[EXERCISE]
Would you copy out the whole listing exactly as given?

[DATA EXTRACT]

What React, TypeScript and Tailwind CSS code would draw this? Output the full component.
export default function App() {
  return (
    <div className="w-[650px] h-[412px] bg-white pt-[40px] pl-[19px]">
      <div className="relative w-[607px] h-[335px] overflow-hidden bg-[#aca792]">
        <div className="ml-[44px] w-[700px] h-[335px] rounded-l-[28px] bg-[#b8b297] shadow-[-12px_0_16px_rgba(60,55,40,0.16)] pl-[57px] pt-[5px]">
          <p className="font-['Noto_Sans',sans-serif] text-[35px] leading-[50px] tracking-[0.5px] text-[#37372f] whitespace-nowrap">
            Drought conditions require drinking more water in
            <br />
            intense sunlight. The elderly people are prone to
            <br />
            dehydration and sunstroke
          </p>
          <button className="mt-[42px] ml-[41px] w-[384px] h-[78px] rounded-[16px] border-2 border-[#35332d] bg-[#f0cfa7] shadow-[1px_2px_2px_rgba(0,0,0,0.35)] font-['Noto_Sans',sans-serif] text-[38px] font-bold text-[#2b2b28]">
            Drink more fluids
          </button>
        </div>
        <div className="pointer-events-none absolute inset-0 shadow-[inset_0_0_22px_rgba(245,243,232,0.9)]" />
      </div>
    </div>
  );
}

[ANSWER TO THE PROBLEM]
What React, TypeScript and Tailwind CSS code would draw this? Output the full component.
export default function App() {
  return (
    <div className="w-[650px] h-[412px] bg-white pt-[40px] pl-[19px]">
      <div className="relative w-[607px] h-[335px] overflow-hidden bg-[#aca792]">
        <div className="ml-[44px] w-[700px] h-[335px] rounded-l-[28px] bg-[#b8b297] shadow-[-12px_0_16px_rgba(60,55,40,0.16)] pl-[57px] pt-[5px]">
          <p className="font-['Noto_Sans',sans-serif] text-[35px] leading-[50px] tracking-[0.5px] text-[#37372f] whitespace-nowrap">
            Drought conditions require drinking more water in
            <br />
            intense sunlight. The elderly people are prone to
            <br />
            dehydration and sunstroke
          </p>
          <button className="mt-[42px] ml-[41px] w-[384px] h-[78px] rounded-[16px] border-2 border-[#35332d] bg-[#f0cfa7] shadow-[1px_2px_2px_rgba(0,0,0,0.35)] font-['Noto_Sans',sans-serif] text-[38px] font-bold text-[#2b2b28]">
            Drink more fluids
          </button>
        </div>
        <div className="pointer-events-none absolute inset-0 shadow-[inset_0_0_22px_rgba(245,243,232,0.9)]" />
      </div>
    </div>
  );
}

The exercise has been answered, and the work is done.